The companies cautioned that, because Mr. Gensler’s plan would involve a broader universe of banks, it could cause leaks of private trading positions. The plan, the companies said, would not necessarily benefit the asset managers.
“If someone told me I needed to shop five different places for a pair of jeans, I don’t see how that would help me,” said Gabriel D. Rosenberg, a lawyer at Davis Polk, which represents Sifma and the banks.
The banks and asset managers also warned that many derivatives contracts are traded too infrequently to even generate attention from five banks.
Some regulators dispute that point. They point to the industry’s own data, which shows that 85 percent of derivatives trading in a recent 10-day span occurred in four products that are arguably quite liquid. (Each traded more than 500 times.)
As such, according to officials briefed on the matter, Mr. Chilton proposed a plan to require quotes to be submitted to at least five banks for the most liquid contracts. Under his plan, contracts that were less liquid could still be subject to at least two.
Mr. Wetjen, who saw the effort as too complicated, continued to favor the two-bank plan. While the requirement jumps to three banks in about 15 months, the agency might also have to produce a study that could undermine that broader standard.

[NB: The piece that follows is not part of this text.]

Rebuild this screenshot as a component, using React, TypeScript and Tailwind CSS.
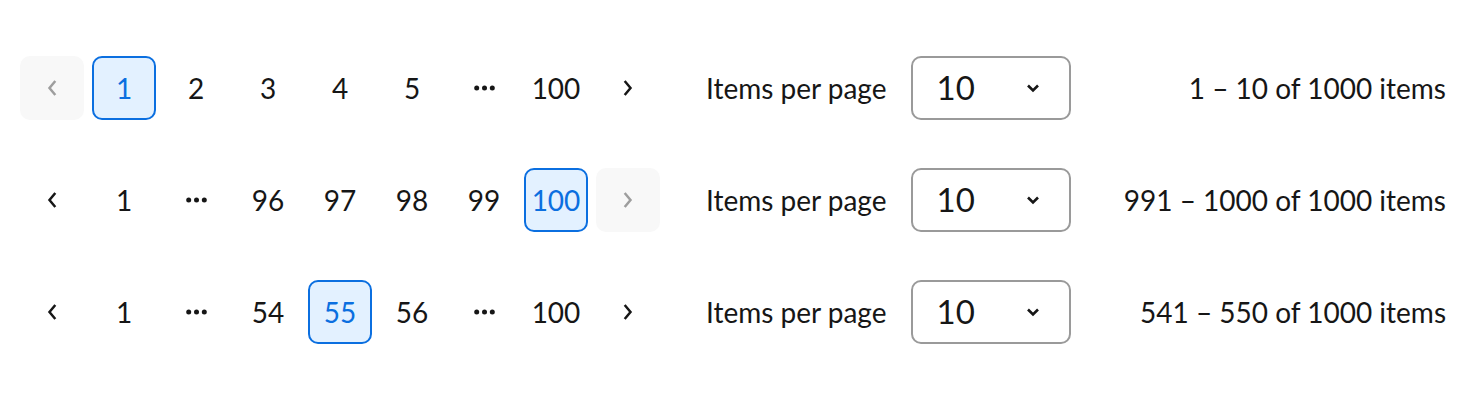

In an interview, Mr. Wetjen explained that he was seeking to grant more flexibility to the markets. “If flexibility means it’s more beneficial to the banks, so be it,” he said. “But it also means it’s more flexible to all market participants and the marketplace as a whole.”
Some consumer advocates have raised broader concerns about Mr. Wetjen, who once advocated a wider than expected exemption to part of a derivatives rule. They also complained that Mr. Wetjen has split with Mr. Gensler on aspects of a plan to apply Dodd-Frank to banks trading overseas. He has, however, voted with Mr. Gensler on every rule, unlike the other commissioners.
Mr. Wetjen also noted that his actions often upset the banks. On only a few issues, he happened to agree with them.
“I’m not driven by who wages the argument,” he said. “It’s about what policy makes sense.”